Let me restore some of your faith, just as mine is restored every summer. In Recreation & Parks, we hire 10-15 part-time workers in the summer, most of them high school students, with a few college students thrown in. Some of the older ones have been with us for several years now. And every year, they restore my faith in future generations.

These young men work hard in the spring and summer months, and without them, many of our programs wouldn’t enjoy the success that we achieve. They’ve been the load-in crew for our events, and for everyone else from the sound and lighting technicians at Balloon Glow to Aaron Tippin’s band. They work on baseball, softball, and soccer fields; pick up trash; clean restrooms; set up tables, tents, chairs, stages, scaffolding, and various other apparatus for special events; plant flowers and mulch flower beds; mow, edge, and trim grass all over the park system; plant trees; keep water and ice in dugouts and coolers during tournaments and special events; and do various other chores to make our programs and events successful. Many of them, after they’ve matured and we’ve developed some trust in them, are given the opportunity to operate some of the more complex machinery that our maintenance staff uses in its day-to-day operations.

They are often called on to perform maintenance tasks and administrative tasks that even the most grizzled veteran wouldn’t want to perform, including asking adults many years older than they to conform to park rules. They have, at times, been ignored and/or ridiculed by adults who were supposed to know better. In every case thus far, they have conducted themselves in the most professional manner, often times acting much more mature than the people they are dealing with.

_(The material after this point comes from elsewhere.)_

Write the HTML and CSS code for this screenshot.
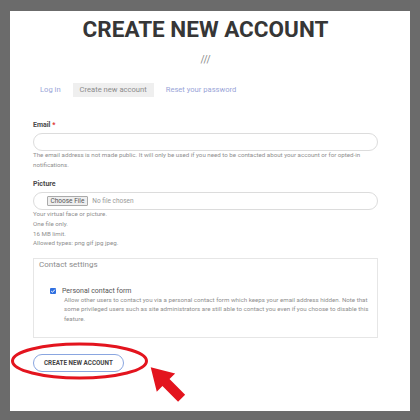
FILE: index.html
```html
<!DOCTYPE html>
<html lang="en">
<head>
    <meta charset="UTF-8">
    <meta name="viewport" content="width=device-width, initial-scale=1.0">
    <title>Create new account</title>
    <link rel="stylesheet" href="styles.css">
</head>
<body>

<div class="page">
    <h1 class="page-title">CREATE NEW ACCOUNT</h1>
    <div class="divider">///</div>

    <!-- Tabs -->
    <ul class="tabs">
        <li><a href="#">Log in</a></li>
        <li class="active">Create new account</li>
        <li><a href="#">Reset your password</a></li>
    </ul>

    <form class="register">
        <div class="field">
            <label for="mail">Email <span class="req">*</span></label>
            <input type="email" id="mail" class="input-box">
            <div class="help">The email address is not made public. It will only be used if you need to be contacted about your account or for opted-in notifications.</div>
        </div>

        <div class="field">
            <label>Picture</label>
            <div class="input-box file-box">
                <span class="file-btn">Choose File</span>
                <span class="file-name">No file chosen</span>
            </div>
            <div class="help">
                Your virtual face or picture.<br>
                One file only.<br>
                16 MB limit.<br>
                Allowed types: png gif jpg jpeg.
            </div>
        </div>

        <!-- Contact settings -->
        <div class="contact">
            <div class="contact-title">Contact settings</div>
            <div class="check-row">
                <span class="check">
                    <svg width="6" height="6" viewBox="0 0 6 6"><path d="M1.2 3.1 L2.5 4.3 L4.9 1.6" fill="none" stroke="#fff" stroke-width="1"/></svg>
                </span>
                <span class="check-label">Personal contact form</span>
            </div>
            <div class="check-desc">Allow other users to contact you via a personal contact form which keeps your email address hidden. Note that some privileged users such as site administrators are still able to contact you even if you choose to disable this feature.</div>
        </div>

        <div class="actions">
            <button type="button" class="submit">CREATE NEW ACCOUNT</button>
            <!-- red annotation -->
            <svg class="mark" width="200" height="70" viewBox="0 0 200 70">
                <ellipse cx="69.5" cy="21" rx="67" ry="17" fill="none" stroke="#e3141e" stroke-width="3"/>
                <polygon transform="translate(140.7 27.3) rotate(45)" points="0,0 21.6,-13 21.6,-5 43.7,-5 43.7,5 21.6,5 21.6,13" fill="#e3141e"/>
            </svg>
        </div>
    </form>
</div>

</body>
</html>
```

FILE: styles.css
```css
body {
    font-family: Roboto, "Liberation Sans", sans-serif;
    margin: 0;
    padding: 0;
    background: #6b6b6b;
}

/* White page */
.page {
    background: #fff;
    width: 400px;
    height: 400px;
    margin: 11px 10px;
    padding: 5px 32px 0 23px;
    box-sizing: border-box;
    overflow: hidden;
}

.page-title {
    margin: 0;
    font-size: 22.5px;
    line-height: 26px;
    font-weight: bold;
    color: #363636;
    text-align: center;
}

.divider {
    margin-top: 12px;
    font-size: 10px;
    line-height: 12px;
    color: #888;
    text-align: center;
}

/* Tabs */
.tabs {
    list-style: none;
    margin: 17px 0 0 0;
    padding: 0;
    display: flex;
    gap: 5px;
}

.tabs li {
    font-size: 7.6px;
    line-height: 14px;
    padding: 0 7px;
    color: #8c8c8c;
}

.tabs li a {
    color: #9aa5d8;
    text-decoration: none;
}

.tabs li.active {
    background: #efefef;
}

/* Form */
.register {
    margin-top: 23px;
}

.field {
    margin-bottom: 9.3px;
}

label {
    display: block;
    font-size: 7px;
    line-height: 10px;
    font-weight: bold;
    color: #4a4a4a;
    margin-bottom: 2.5px;
}

.req {
    color: #d33;
}

.input-box {
    display: block;
    width: 100%;
    height: 18.5px;
    border: 1px solid #dcdcdc;
    border-radius: 10px;
    box-sizing: border-box;
    background: #fff;
    margin: 0;
    padding: 0 8px;
}

.file-box {
    display: flex;
    align-items: center;
    padding-left: 12.5px;
    gap: 4px;
}

.file-btn {
    font-size: 6.5px;
    line-height: 8px;
    color: #555;
    background: #efefef;
    border: 1px solid #aaa;
    border-radius: 1px;
    padding: 0 3px;
}

.file-name {
    font-size: 6.5px;
    color: #999;
}

.help {
    font-size: 6.2px;
    line-height: 9.6px;
    color: #8f8f8f;
}

/* Contact settings box */
.contact {
    border: 1px solid #e6e6e6;
    height: 80px;
    box-sizing: border-box;
    padding: 1px 4px 0 4px;
}

.contact-title {
    font-size: 8px;
    line-height: 10px;
    color: #8c8c8c;
    padding-left: 1px;
}

.check-row {
    display: flex;
    align-items: center;
    margin-top: 16px;
    padding-left: 12px;
    gap: 6px;
    height: 10px;
}

.check {
    width: 6px;
    height: 6px;
    background: #2f6fe0;
    border-radius: 1px;
    display: flex;
}

.check-label {
    font-size: 7px;
    color: #555;
}

.check-desc {
    margin-left: 26px;
    font-size: 6.2px;
    line-height: 9.3px;
    color: #8f8f8f;
}

/* Submit */
.actions {
    margin-top: 12px;
    position: relative;
}

.submit {
    height: 18px;
    padding: 0 10px;
    border: 1px solid #8aa6e0;
    border-radius: 9px;
    background: #fff;
    font-family: Roboto, "Liberation Sans", sans-serif;
    font-size: 6.3px;
    font-weight: bold;
    color: #444;
    cursor: pointer;
}

.mark {
    position: absolute;
    left: -23px;
    top: -10px;
}
```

They are still young, and they’re certainly not perfect. They have to be reminded, from time to time, that the golf carts are for use in transporting equipment, personnel, and trash from one location to the other, not for racing along the walking trail. When we have softball tournaments with young ladies of various ages at the park, they sometimes have to be reminded that they are being paid to work, not for taking part in some kind of dating game. They occasionally want to sit too much when I think they should be moving around at least looking as though they were working.

However, when the pressure’s on, when the rains have come and ball fields need to be dried out so we can resume play, or when we only have five minutes to get a ball field ready before the next game, they are always ready and able to perform. They take pride in their jobs, and that makes me proud of them. I can’t take the credit; that goes to our full-time maintenance employees and to those youngsters who have been around for a while and have passed down the tradition. I think they also like the fact that visitors to our facilities notice their hard work and appreciate the results of it.

I do know this: sometimes it takes me half the summer to learn all of their names and to match them with the faces, but I think of all of them as my own, and I’m proud that we have them to make all of our programs better. More than that, I’m proud that maybe, as they help us, we prepare them for a future in whatever they undertake. And, if the young men that work for us are any indication, the youth of today are going to be all right.